Humanity on the Run From Calif. Wildfires

Hundreds of thousands of Southern Californians have been evacuated since the start of the California wildfires, scrambling to leave quickly while collecting their loved ones and pets. With so many homes destroyed, many of them have nowhere to go.

San Diego now has 13 shelters open, and five are already filled to capacity. Qualcomm Stadium, home of the NFL's San Diego Chargers, is the largest facility housing stranded residents. It's the middle of the NFL season, and the stadium is beginning to get crowded, but officials say no one will be turned away.

Evacuees seeking shelter from the inferno are sleeping in hallways and eating off of cardboard tables. Ester Francis fled to her son's home when her own home was evacuated, but came to Qualcomm after his home was in danger. Francis now lives in the corner of the end zone, but is happy to be safe.

"It is a wonderful feeling to see all these people from different lifestyles all living together," Francis said.

And the 90-year-old said she can take living in an end zone as long as needed.
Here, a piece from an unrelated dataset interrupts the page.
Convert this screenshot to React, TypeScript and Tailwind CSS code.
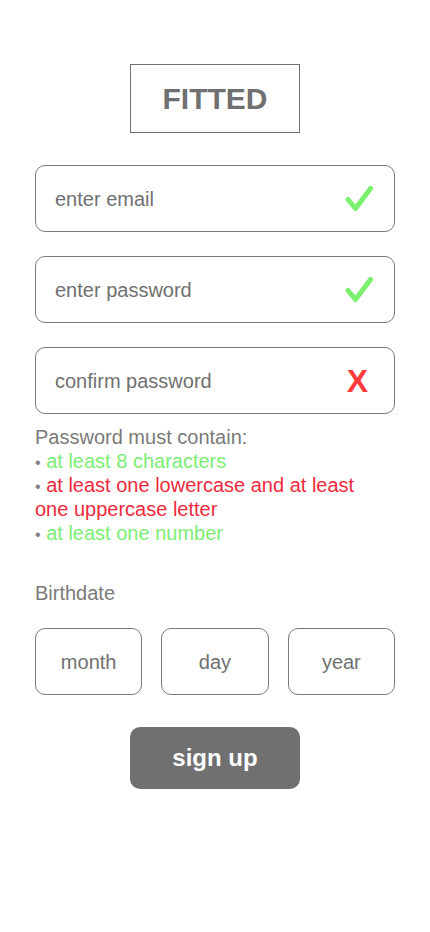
import React from "react";

const font = { fontFamily: '"Liberation Sans", Arial, sans-serif' };

const Check = () => (
  <svg width="30" height="28" viewBox="0 0 30 28" fill="none" aria-label="valid">
    <path d="M4 14.5 L11.5 23.5 L26.5 3.5" stroke="#7bf06f" strokeWidth="5" strokeLinecap="round" strokeLinejoin="round" />
  </svg>
);

const Field = ({ placeholder, status }: { placeholder: string; status: "ok" | "bad" }) => (
  <div className="flex h-[67px] items-center justify-between rounded-[10px] border border-[#7a7a7a] pl-[19px] pr-[20px]">
    <span className="text-[20px] text-[#707070]">{placeholder}</span>
    {status === "ok" ? (
      <Check />
    ) : (
      <span className="pr-[6px] text-[32px] font-bold leading-none text-[#ff3b3b]">X</span>
    )}
  </div>
);

const rules = [
  { text: "at least 8 characters", ok: true },
  { text: "at least one lowercase and at least one uppercase letter", ok: false },
  { text: "at least one number", ok: true },
];

export default function App() {
  return (
    <div className="min-h-[932px] w-[430px] bg-white px-[35px] pt-[64px]" style={font}>
      <div className="mx-auto flex h-[69px] w-[170px] items-center justify-center border border-[#707070]">
        <span className="text-[30px] font-bold text-[#707070]">FITTED</span>
      </div>

      <div className="mt-[32px] flex flex-col gap-[24px]">
        <Field placeholder="enter email" status="ok" />
        <Field placeholder="enter password" status="ok" />
        <Field placeholder="confirm password" status="bad" />
      </div>

      <div className="mt-[11px] pr-[20px] text-[20px] leading-[24px]">
        <p className="text-[#7a7a7a]">Password must contain:</p>
        {rules.map((r) => (
          <p key={r.text} className={r.ok ? "text-[#7ced73]" : "text-[#ee2a3c]"}>
            <span className="text-[16px] leading-none text-[#808080]">•</span> {r.text}
          </p>
        ))}
      </div>

      <p className="mt-[36px] text-[20px] leading-[24px] text-[#7a7a7a]">Birthdate</p>

      <div className="mt-[23px] grid grid-cols-3 gap-[19px]">
        {["month", "day", "year"].map((d) => (
          <div key={d} className="flex h-[67px] items-center justify-center rounded-[10px] border border-[#7a7a7a]">
            <span className="text-[20px] text-[#707070]">{d}</span>
          </div>
        ))}
      </div>

      <button className="mx-auto mt-[32px] flex h-[62px] w-[170px] items-center justify-center rounded-[10px] bg-[#707070]">
        <span className="text-[24px] font-bold text-white">sign up</span>
      </button>
    </div>
  );
}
"It is a matter of being flexible," she said.

Overnight, the National Guard delivered thousands of cots, and today, thousands of volunteers began pitching tents and handing out food.

The biggest concern right now is proper sanitation, with more than 10,000 people in this one shelter alone.

"All trash is going to go outside of Qualcomm. If you see a can that is overflowing, take stuff out and seal the bag yourself," one volunteer was heard telling evacuees at the stadium.

Qualcomm Stadium is not the only sports facility serving as a shelter. Elderly evacuees from nursing homes were brought to the nearby Del Mar race track to spend the night.

San Diego's Mayor Jerry Sanders is pleading with nurses and doctors to help the evacuees at these shelters as San Diego is trying to take care of its own.

"The city doesn't usually do evacuations — that is done by the American Red Cross and Salvation Army, and they have done incredible jobs, but they were stretched so tight, we threw this together yesterday," Sanders said.

And officials are protectively preparing for the worst.

More cots are coming to Qualcomm Stadium tonight, and there are 18,000 parking spaces for people to sleep in their cars. The National Guard is keeping watch on the facilities, but so far, conditions at the shelters have remained safe and calm.